> WHAT IS REQUIRED: Every line from the one containing "Write a component" through the end of the listing below goes in the output, exactly and without pictures.

> DATA LISTING:
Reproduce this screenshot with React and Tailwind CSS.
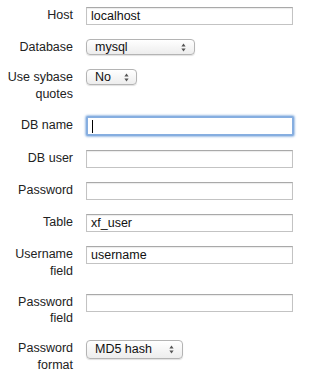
import React from "react";

const font = { fontFamily: '"Liberation Sans", Arial, Helvetica, sans-serif' };

function Arrows() {
  return (
    <svg width="5" height="9" viewBox="0 0 5 9" className="shrink-0">
      <path d="M2.5 0.5 L4.6 3.4 L0.4 3.4 Z" fill="#555" />
      <path d="M2.5 8.5 L4.6 5.6 L0.4 5.6 Z" fill="#555" />
    </svg>
  );
}

function TextBox({ value, focused }) {
  if (focused) {
    return (
      <div className="mt-[-1px] h-[20px] w-[208px] rounded-[2px] border-[2px] border-[#86aee0] bg-white shadow-[0_0_2px_1px_rgba(120,165,220,0.7)] flex items-center pl-[4px]">
        <span className="block h-[13px] w-px bg-black" />
      </div>
    );
  }
  return (
    <div className="h-[18px] w-[207px] border border-[#c3c3c3] border-t-[#a9a9a9] bg-white shadow-[inset_0_1px_1px_rgba(0,0,0,0.08)] flex items-center pl-[4px] text-[12.5px] text-[#111]">
      {value}
    </div>
  );
}

function Select({ value, width, height = "h-[16px]", arrowRight = "pr-[8px]" }) {
  return (
    <div
      className={`${width} ${height} rounded-[4px] border border-[#b4b4b4] bg-gradient-to-b from-white to-[#ededed] shadow-[0_1px_1px_rgba(0,0,0,0.12)] flex items-center justify-between pl-[8px] ${arrowRight} text-[12.5px] text-[#111]`}
    >
      <span>{value}</span>
      <Arrows />
    </div>
  );
}

function Row({ label, children, labelClass = "leading-[17px]", className = "" }) {
  return (
    <div className={`flex items-start gap-[13px] ${className}`}>
      <div className={`w-[73px] shrink-0 text-right text-[12.5px] text-[#222] ${labelClass}`}>
        {label}
      </div>
      {children}
    </div>
  );
}

export default function App() {
  return (
    <div className="w-[300px] h-[379px] bg-white pt-[7px]" style={font}>
      <div className="flex flex-col gap-[14px]">
        <Row label="Host">
          <TextBox value="localhost" />
        </Row>
        <Row label="Database" labelClass="leading-[16px]">
          <Select value="mysql" width="w-[109px]" />
        </Row>
        <Row label={<>Use sybase<br />quotes</>}>
          <Select value="No" width="w-[51px]" arrowRight="pr-[7px]" />
        </Row>
        <Row label="DB name">
          <TextBox focused />
        </Row>
        <Row label="DB user">
          <TextBox value="" />
        </Row>
        <Row label="Password">
          <TextBox value="" />
        </Row>
        <Row label="Table">
          <TextBox value="xf_user" />
        </Row>
        <Row label={<>Username<br />field</>}>
          <TextBox value="username" />
        </Row>
        <Row label={<>Password<br />field</>} labelClass="leading-[16px]">
          <TextBox value="" />
        </Row>
        <Row label={<>Password<br />format</>}>
          <Select value="MD5 hash" width="w-[97px]" height="h-[19px]" />
        </Row>
      </div>
    </div>
  );
}
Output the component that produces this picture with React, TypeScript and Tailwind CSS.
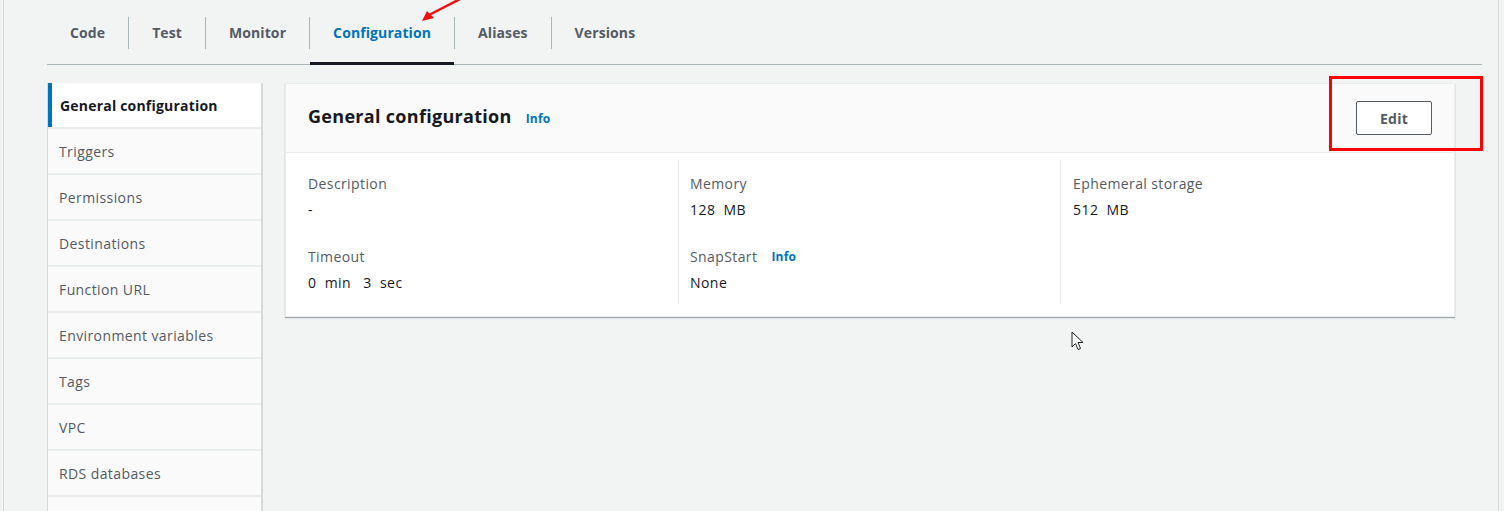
import React from "react";

const tabs = ["Code", "Test", "Monitor", "Configuration", "Aliases", "Versions"];

const navItems = [
  "General configuration",
  "Triggers",
  "Permissions",
  "Destinations",
  "Function URL",
  "Environment variables",
  "Tags",
  "VPC",
  "RDS databases",
  "",
];

function Field({ label, value, info }: { label: string; value: string; info?: boolean }) {
  return (
    <div className="flex flex-col">
      <div className="flex items-center gap-[14px] text-[14px] leading-[20px] tracking-[0.4px] text-[#545b64]">
        {label}
        {info && <span className="text-[12px] font-bold tracking-[0.2px] text-[#0073bb]">Info</span>}
      </div>
      <div className="mt-[6px] whitespace-pre text-[14px] leading-[20px] tracking-[0.45px] text-[#16191f]">{value}</div>
    </div>
  );
}

export default function App() {
  return (
    <div
      className="relative h-[511px] w-[1504px] overflow-hidden bg-[#f2f3f3] pl-[3px] pr-[5px]"
      style={{ fontFamily: '"Open Sans", "Noto Sans", Arial, sans-serif' }}
    >
      <div className="h-full border-x border-[#d5dbdb] pl-[43px] pr-[16px]">
        {/* tabs */}
        <div className="flex h-[65px] items-center border-b border-[#aab7b8]">
          {tabs.map((t, i) => (
            <div key={t} className="flex h-full items-stretch">
              {i > 0 && <div className="mb-[15px] mt-[17px] w-px bg-[#aab7b8]" />}
              <div
                className={
                  "relative flex items-center px-[23px] pt-[1px] text-[14px] font-bold tracking-[0.1px] " +
                  (t === "Configuration" ? "text-[#0073bb]" : "text-[#545b64]")
                }
              >
                {t}
                {t === "Configuration" && (
                  <div className="absolute bottom-[-1px] left-0 right-0 h-[3px] bg-[#16191f]" />
                )}
              </div>
            </div>
          ))}
        </div>

        <div className="mt-[18px] flex gap-[22px]">
          {/* side nav */}
          <div className="flex w-[216px] shrink-0 flex-col gap-[2px] border-l border-r-2 border-[#d5dbdb] bg-[#eaeded]">
            {navItems.map((n, i) => (
              <div
                key={i}
                className={
                  "flex h-[44px] shrink-0 items-center text-[14px] " +
                  (i === 0
                    ? "border-l-4 border-[#0073bb] bg-white pl-[8px] font-bold tracking-[0.2px] text-[#16191f]"
                    : "bg-[#fafafa] pl-[11px] tracking-[0.4px] text-[#545b64]")
                }
              >
                {n}
              </div>
            ))}
          </div>

          {/* card */}
          <div className="h-[234px] w-[1170px] border border-[#eaeded] bg-white shadow-[0_1px_1px_0_rgba(0,28,36,0.35)]">
            <div className="flex h-[69px] items-center justify-between border-b border-[#eaeded] bg-[#fafafa] px-[22px]">
              <div className="-mt-[4px] flex items-baseline gap-[14px]">
                <span className="text-[18px] font-bold tracking-[0.3px] text-[#16191f]">General configuration</span>
                <span className="text-[12px] font-bold tracking-[0.2px] text-[#0073bb]">Info</span>
              </div>
              <button className="h-[34px] w-[76px] rounded-[2px] border border-[#545b64] bg-white text-[14px] font-bold tracking-[0.25px] text-[#545b64]">
                Edit
              </button>
            </div>
            <div className="flex pb-[12px] pl-[22px] pt-[7px]">
              <div className="flex w-[370px] flex-col gap-[27px] pt-[14px]">
                <Field label="Description" value="-" />
                <Field label="Timeout" value="0  min   3  sec" />
              </div>
              <div className="flex h-[144px] w-[382px] flex-col gap-[27px] border-l border-[#eaeded] pl-[11px] pt-[14px]">
                <Field label="Memory" value="128  MB" />
                <Field label="SnapStart" value="None" info />
              </div>
              <div className="flex h-[144px] flex-1 flex-col gap-[27px] border-l border-[#eaeded] pl-[12px] pt-[14px]">
                <Field label="Ephemeral storage" value="512  MB" />
              </div>
            </div>
          </div>
        </div>
      </div>

      {/* annotation: red box around Edit */}
      <div className="absolute left-[1329px] top-[76px] h-[75px] w-[154px] border-[3px] border-[#ff0000]" />

      {/* annotation: red arrow */}
      <svg className="absolute left-[414px] top-0" width="50" height="26" viewBox="0 0 50 26">
        <line x1="48" y1="-2" x2="15" y2="15" stroke="#f01010" strokeWidth="2.5" />
        <polygon points="8,21 13,11 20,18" fill="#f01010" />
      </svg>

      {/* mouse cursor */}
      <svg className="absolute left-[1071px] top-[331px]" width="14" height="20" viewBox="0 0 14 20">
        <path d="M1 1 L1 16 L4.5 12.5 L7 18.5 L9.5 17.5 L7 11.5 L12 11.5 Z" fill="white" stroke="#222" strokeWidth="1" strokeLinejoin="round" />
      </svg>
    </div>
  );
}
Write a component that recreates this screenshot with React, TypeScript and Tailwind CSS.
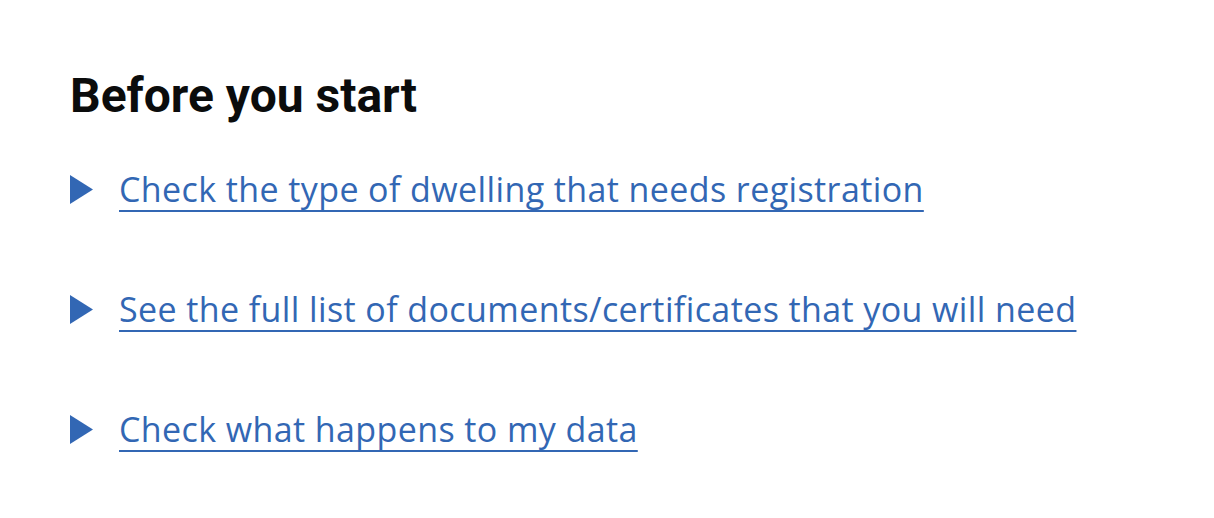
const links = [
  'Check the type of dwelling that needs registration',
  'See the full list of documents/certificates that you will need',
  'Check what happens to my data',
];

function Arrow() {
  return (
    <svg width="23" height="29" viewBox="0 0 23 29" className="shrink-0">
      <polygon points="0,0 23,14.5 0,29" fill="#3267b4" />
    </svg>
  );
}

export default function App() {
  return (
    <div className="min-h-[518px] w-full bg-white pl-[70px] pt-[68px]">
      <h2 className="font-['Roboto',sans-serif] text-[48px] leading-[56px] font-bold text-[#0b0c0c]">
        Before you start
      </h2>

      <ul className="mt-[42px] flex flex-col gap-[74px]">
        {links.map((text) => (
          <li key={text} className="flex items-center gap-[26px]">
            <Arrow />
            <a
              href="#"
              className="font-['Open_Sans',sans-serif] text-[34px] leading-[46px] tracking-[0.4px] text-[#3267b4] underline decoration-2 underline-offset-[8px]"
            >
              {text}
            </a>
          </li>
        ))}
      </ul>
    </div>
  );
}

> RESPONSE TO THE TASK:
Write a component that recreates this screenshot with React, TypeScript and Tailwind CSS.
const links = [
  'Check the type of dwelling that needs registration',
  'See the full list of documents/certificates that you will need',
  'Check what happens to my data',
];

function Arrow() {
  return (
    <svg width="23" height="29" viewBox="0 0 23 29" className="shrink-0">
      <polygon points="0,0 23,14.5 0,29" fill="#3267b4" />
    </svg>
  );
}

export default function App() {
  return (
    <div className="min-h-[518px] w-full bg-white pl-[70px] pt-[68px]">
      <h2 className="font-['Roboto',sans-serif] text-[48px] leading-[56px] font-bold text-[#0b0c0c]">
        Before you start
      </h2>

      <ul className="mt-[42px] flex flex-col gap-[74px]">
        {links.map((text) => (
          <li key={text} className="flex items-center gap-[26px]">
            <Arrow />
            <a
              href="#"
              className="font-['Open_Sans',sans-serif] text-[34px] leading-[46px] tracking-[0.4px] text-[#3267b4] underline decoration-2 underline-offset-[8px]"
            >
              {text}
            </a>
          </li>
        ))}
      </ul>
    </div>
  );
}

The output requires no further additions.